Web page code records
☆ ☆ ☆ ☆ ☆ ☆ ☆

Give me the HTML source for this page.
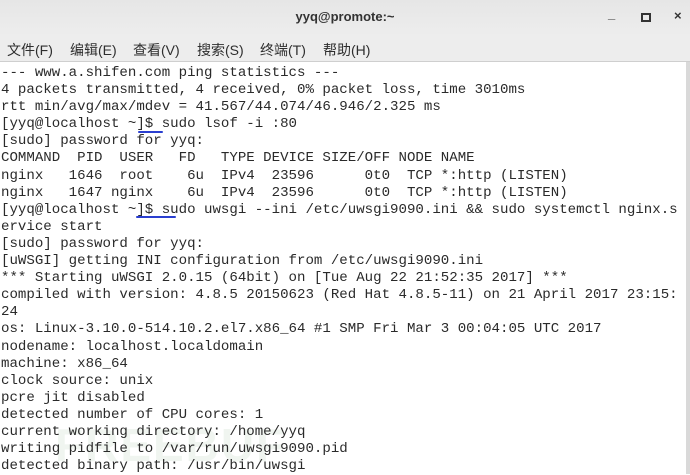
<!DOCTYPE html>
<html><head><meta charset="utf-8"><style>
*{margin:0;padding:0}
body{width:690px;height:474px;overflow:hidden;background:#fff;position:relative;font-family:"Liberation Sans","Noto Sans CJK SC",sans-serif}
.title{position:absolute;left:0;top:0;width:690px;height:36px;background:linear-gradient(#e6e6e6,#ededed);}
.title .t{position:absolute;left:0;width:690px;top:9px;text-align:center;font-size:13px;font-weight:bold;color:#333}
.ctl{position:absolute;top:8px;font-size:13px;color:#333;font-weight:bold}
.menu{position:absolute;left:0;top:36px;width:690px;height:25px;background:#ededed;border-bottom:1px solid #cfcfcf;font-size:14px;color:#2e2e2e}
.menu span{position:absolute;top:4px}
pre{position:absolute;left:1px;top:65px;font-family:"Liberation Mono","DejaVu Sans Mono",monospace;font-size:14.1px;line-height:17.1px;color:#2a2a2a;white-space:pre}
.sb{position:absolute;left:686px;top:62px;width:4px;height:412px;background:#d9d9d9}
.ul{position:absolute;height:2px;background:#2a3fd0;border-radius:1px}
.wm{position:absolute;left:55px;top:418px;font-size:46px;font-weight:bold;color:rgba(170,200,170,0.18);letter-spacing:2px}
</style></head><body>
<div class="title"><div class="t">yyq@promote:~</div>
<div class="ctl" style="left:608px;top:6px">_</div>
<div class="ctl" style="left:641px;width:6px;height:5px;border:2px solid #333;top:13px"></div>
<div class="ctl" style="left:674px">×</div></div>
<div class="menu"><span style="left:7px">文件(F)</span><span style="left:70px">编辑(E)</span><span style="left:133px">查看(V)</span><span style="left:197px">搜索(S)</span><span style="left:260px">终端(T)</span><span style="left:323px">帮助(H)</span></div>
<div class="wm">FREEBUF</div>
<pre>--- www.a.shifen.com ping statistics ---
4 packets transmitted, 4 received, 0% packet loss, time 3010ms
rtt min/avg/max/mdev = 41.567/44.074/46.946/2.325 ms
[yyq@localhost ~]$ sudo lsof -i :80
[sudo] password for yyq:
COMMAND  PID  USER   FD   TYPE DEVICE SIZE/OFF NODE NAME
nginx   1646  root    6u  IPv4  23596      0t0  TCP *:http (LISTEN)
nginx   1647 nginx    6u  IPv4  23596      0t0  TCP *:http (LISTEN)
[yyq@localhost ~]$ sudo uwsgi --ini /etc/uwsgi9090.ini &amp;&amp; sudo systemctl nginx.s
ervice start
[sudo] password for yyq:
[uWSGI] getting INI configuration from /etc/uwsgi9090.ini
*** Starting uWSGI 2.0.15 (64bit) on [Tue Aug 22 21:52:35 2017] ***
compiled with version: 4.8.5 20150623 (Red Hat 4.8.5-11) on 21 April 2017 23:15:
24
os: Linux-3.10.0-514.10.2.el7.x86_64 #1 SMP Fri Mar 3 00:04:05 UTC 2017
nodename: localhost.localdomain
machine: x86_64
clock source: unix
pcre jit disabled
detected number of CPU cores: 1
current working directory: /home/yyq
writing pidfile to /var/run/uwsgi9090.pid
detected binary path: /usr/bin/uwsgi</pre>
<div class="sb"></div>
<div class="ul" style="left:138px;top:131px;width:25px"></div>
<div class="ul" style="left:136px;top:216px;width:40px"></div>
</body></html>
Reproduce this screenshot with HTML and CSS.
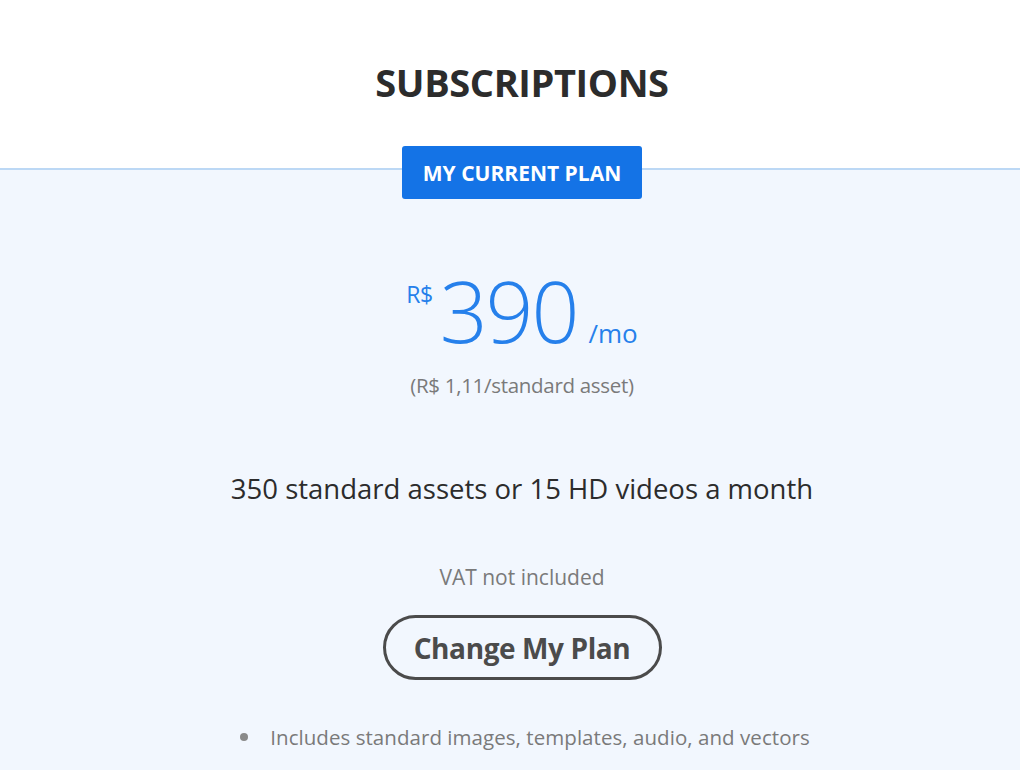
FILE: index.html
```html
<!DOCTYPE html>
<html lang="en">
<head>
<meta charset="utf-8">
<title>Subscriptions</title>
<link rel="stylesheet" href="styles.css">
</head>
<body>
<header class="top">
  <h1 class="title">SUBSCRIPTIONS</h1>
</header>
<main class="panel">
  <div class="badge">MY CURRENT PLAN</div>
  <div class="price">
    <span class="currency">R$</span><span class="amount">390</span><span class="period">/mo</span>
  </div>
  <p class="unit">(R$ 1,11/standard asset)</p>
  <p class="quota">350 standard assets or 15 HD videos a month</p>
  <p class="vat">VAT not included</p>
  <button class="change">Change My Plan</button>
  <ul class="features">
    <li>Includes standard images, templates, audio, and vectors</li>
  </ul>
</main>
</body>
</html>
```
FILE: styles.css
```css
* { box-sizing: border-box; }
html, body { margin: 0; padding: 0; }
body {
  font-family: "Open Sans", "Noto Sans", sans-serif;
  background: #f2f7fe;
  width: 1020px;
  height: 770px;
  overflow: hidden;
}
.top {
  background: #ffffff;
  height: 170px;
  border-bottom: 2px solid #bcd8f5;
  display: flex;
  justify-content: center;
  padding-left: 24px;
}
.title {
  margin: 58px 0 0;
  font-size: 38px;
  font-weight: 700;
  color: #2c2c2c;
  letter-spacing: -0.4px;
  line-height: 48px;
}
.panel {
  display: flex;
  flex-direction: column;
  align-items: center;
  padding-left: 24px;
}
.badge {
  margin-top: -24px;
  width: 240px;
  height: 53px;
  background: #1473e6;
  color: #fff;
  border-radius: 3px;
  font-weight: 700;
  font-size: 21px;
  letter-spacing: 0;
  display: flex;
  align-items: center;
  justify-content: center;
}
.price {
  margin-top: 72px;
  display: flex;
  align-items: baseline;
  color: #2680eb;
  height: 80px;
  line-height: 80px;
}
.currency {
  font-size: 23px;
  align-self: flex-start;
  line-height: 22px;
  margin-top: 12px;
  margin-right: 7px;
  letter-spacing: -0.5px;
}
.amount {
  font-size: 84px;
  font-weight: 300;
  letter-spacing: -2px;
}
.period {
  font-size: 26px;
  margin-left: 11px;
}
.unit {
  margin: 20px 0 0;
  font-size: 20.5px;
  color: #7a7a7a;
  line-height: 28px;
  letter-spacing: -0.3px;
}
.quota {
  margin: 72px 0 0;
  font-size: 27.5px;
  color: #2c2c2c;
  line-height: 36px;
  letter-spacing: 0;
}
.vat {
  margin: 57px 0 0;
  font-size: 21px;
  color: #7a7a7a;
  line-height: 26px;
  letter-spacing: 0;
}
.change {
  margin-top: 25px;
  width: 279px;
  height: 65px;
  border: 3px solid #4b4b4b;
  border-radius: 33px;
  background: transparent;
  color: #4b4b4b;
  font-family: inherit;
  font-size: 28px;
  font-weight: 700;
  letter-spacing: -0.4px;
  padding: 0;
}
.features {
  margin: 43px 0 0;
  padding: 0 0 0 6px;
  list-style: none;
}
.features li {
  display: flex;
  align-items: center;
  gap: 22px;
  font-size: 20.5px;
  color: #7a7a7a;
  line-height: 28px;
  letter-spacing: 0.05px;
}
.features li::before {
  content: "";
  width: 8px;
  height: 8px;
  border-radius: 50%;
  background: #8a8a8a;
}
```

☆ ☆ ☆ ☆ ☆ ☆ ☆

## Task to complete
Each entry above should be reproduced exactly, with the pictures removed.

## Full solution
Give me the HTML source for this page.
<!DOCTYPE html>
<html><head><meta charset="utf-8"><style>
*{margin:0;padding:0}
body{width:690px;height:474px;overflow:hidden;background:#fff;position:relative;font-family:"Liberation Sans","Noto Sans CJK SC",sans-serif}
.title{position:absolute;left:0;top:0;width:690px;height:36px;background:linear-gradient(#e6e6e6,#ededed);}
.title .t{position:absolute;left:0;width:690px;top:9px;text-align:center;font-size:13px;font-weight:bold;color:#333}
.ctl{position:absolute;top:8px;font-size:13px;color:#333;font-weight:bold}
.menu{position:absolute;left:0;top:36px;width:690px;height:25px;background:#ededed;border-bottom:1px solid #cfcfcf;font-size:14px;color:#2e2e2e}
.menu span{position:absolute;top:4px}
pre{position:absolute;left:1px;top:65px;font-family:"Liberation Mono","DejaVu Sans Mono",monospace;font-size:14.1px;line-height:17.1px;color:#2a2a2a;white-space:pre}
.sb{position:absolute;left:686px;top:62px;width:4px;height:412px;background:#d9d9d9}
.ul{position:absolute;height:2px;background:#2a3fd0;border-radius:1px}
.wm{position:absolute;left:55px;top:418px;font-size:46px;font-weight:bold;color:rgba(170,200,170,0.18);letter-spacing:2px}
</style></head><body>
<div class="title"><div class="t">yyq@promote:~</div>
<div class="ctl" style="left:608px;top:6px">_</div>
<div class="ctl" style="left:641px;width:6px;height:5px;border:2px solid #333;top:13px"></div>
<div class="ctl" style="left:674px">×</div></div>
<div class="menu"><span style="left:7px">文件(F)</span><span style="left:70px">编辑(E)</span><span style="left:133px">查看(V)</span><span style="left:197px">搜索(S)</span><span style="left:260px">终端(T)</span><span style="left:323px">帮助(H)</span></div>
<div class="wm">FREEBUF</div>
<pre>--- www.a.shifen.com ping statistics ---
4 packets transmitted, 4 received, 0% packet loss, time 3010ms
rtt min/avg/max/mdev = 41.567/44.074/46.946/2.325 ms
[yyq@localhost ~]$ sudo lsof -i :80
[sudo] password for yyq:
COMMAND  PID  USER   FD   TYPE DEVICE SIZE/OFF NODE NAME
nginx   1646  root    6u  IPv4  23596      0t0  TCP *:http (LISTEN)
nginx   1647 nginx    6u  IPv4  23596      0t0  TCP *:http (LISTEN)
[yyq@localhost ~]$ sudo uwsgi --ini /etc/uwsgi9090.ini &amp;&amp; sudo systemctl nginx.s
ervice start
[sudo] password for yyq:
[uWSGI] getting INI configuration from /etc/uwsgi9090.ini
*** Starting uWSGI 2.0.15 (64bit) on [Tue Aug 22 21:52:35 2017] ***
compiled with version: 4.8.5 20150623 (Red Hat 4.8.5-11) on 21 April 2017 23:15:
24
os: Linux-3.10.0-514.10.2.el7.x86_64 #1 SMP Fri Mar 3 00:04:05 UTC 2017
nodename: localhost.localdomain
machine: x86_64
clock source: unix
pcre jit disabled
detected number of CPU cores: 1
current working directory: /home/yyq
writing pidfile to /var/run/uwsgi9090.pid
detected binary path: /usr/bin/uwsgi</pre>
<div class="sb"></div>
<div class="ul" style="left:138px;top:131px;width:25px"></div>
<div class="ul" style="left:136px;top:216px;width:40px"></div>
</body></html>
Reproduce this screenshot with HTML and CSS.
FILE: index.html
```html
<!DOCTYPE html>
<html lang="en">
<head>
<meta charset="utf-8">
<title>Subscriptions</title>
<link rel="stylesheet" href="styles.css">
</head>
<body>
<header class="top">
  <h1 class="title">SUBSCRIPTIONS</h1>
</header>
<main class="panel">
  <div class="badge">MY CURRENT PLAN</div>
  <div class="price">
    <span class="currency">R$</span><span class="amount">390</span><span class="period">/mo</span>
  </div>
  <p class="unit">(R$ 1,11/standard asset)</p>
  <p class="quota">350 standard assets or 15 HD videos a month</p>
  <p class="vat">VAT not included</p>
  <button class="change">Change My Plan</button>
  <ul class="features">
    <li>Includes standard images, templates, audio, and vectors</li>
  </ul>
</main>
</body>
</html>
```
FILE: styles.css
```css
* { box-sizing: border-box; }
html, body { margin: 0; padding: 0; }
body {
  font-family: "Open Sans", "Noto Sans", sans-serif;
  background: #f2f7fe;
  width: 1020px;
  height: 770px;
  overflow: hidden;
}
.top {
  background: #ffffff;
  height: 170px;
  border-bottom: 2px solid #bcd8f5;
  display: flex;
  justify-content: center;
  padding-left: 24px;
}
.title {
  margin: 58px 0 0;
  font-size: 38px;
  font-weight: 700;
  color: #2c2c2c;
  letter-spacing: -0.4px;
  line-height: 48px;
}
.panel {
  display: flex;
  flex-direction: column;
  align-items: center;
  padding-left: 24px;
}
.badge {
  margin-top: -24px;
  width: 240px;
  height: 53px;
  background: #1473e6;
  color: #fff;
  border-radius: 3px;
  font-weight: 700;
  font-size: 21px;
  letter-spacing: 0;
  display: flex;
  align-items: center;
  justify-content: center;
}
.price {
  margin-top: 72px;
  display: flex;
  align-items: baseline;
  color: #2680eb;
  height: 80px;
  line-height: 80px;
}
.currency {
  font-size: 23px;
  align-self: flex-start;
  line-height: 22px;
  margin-top: 12px;
  margin-right: 7px;
  letter-spacing: -0.5px;
}
.amount {
  font-size: 84px;
  font-weight: 300;
  letter-spacing: -2px;
}
.period {
  font-size: 26px;
  margin-left: 11px;
}
.unit {
  margin: 20px 0 0;
  font-size: 20.5px;
  color: #7a7a7a;
  line-height: 28px;
  letter-spacing: -0.3px;
}
.quota {
  margin: 72px 0 0;
  font-size: 27.5px;
  color: #2c2c2c;
  line-height: 36px;
  letter-spacing: 0;
}
.vat {
  margin: 57px 0 0;
  font-size: 21px;
  color: #7a7a7a;
  line-height: 26px;
  letter-spacing: 0;
}
.change {
  margin-top: 25px;
  width: 279px;
  height: 65px;
  border: 3px solid #4b4b4b;
  border-radius: 33px;
  background: transparent;
  color: #4b4b4b;
  font-family: inherit;
  font-size: 28px;
  font-weight: 700;
  letter-spacing: -0.4px;
  padding: 0;
}
.features {
  margin: 43px 0 0;
  padding: 0 0 0 6px;
  list-style: none;
}
.features li {
  display: flex;
  align-items: center;
  gap: 22px;
  font-size: 20.5px;
  color: #7a7a7a;
  line-height: 28px;
  letter-spacing: 0.05px;
}
.features li::before {
  content: "";
  width: 8px;
  height: 8px;
  border-radius: 50%;
  background: #8a8a8a;
}
```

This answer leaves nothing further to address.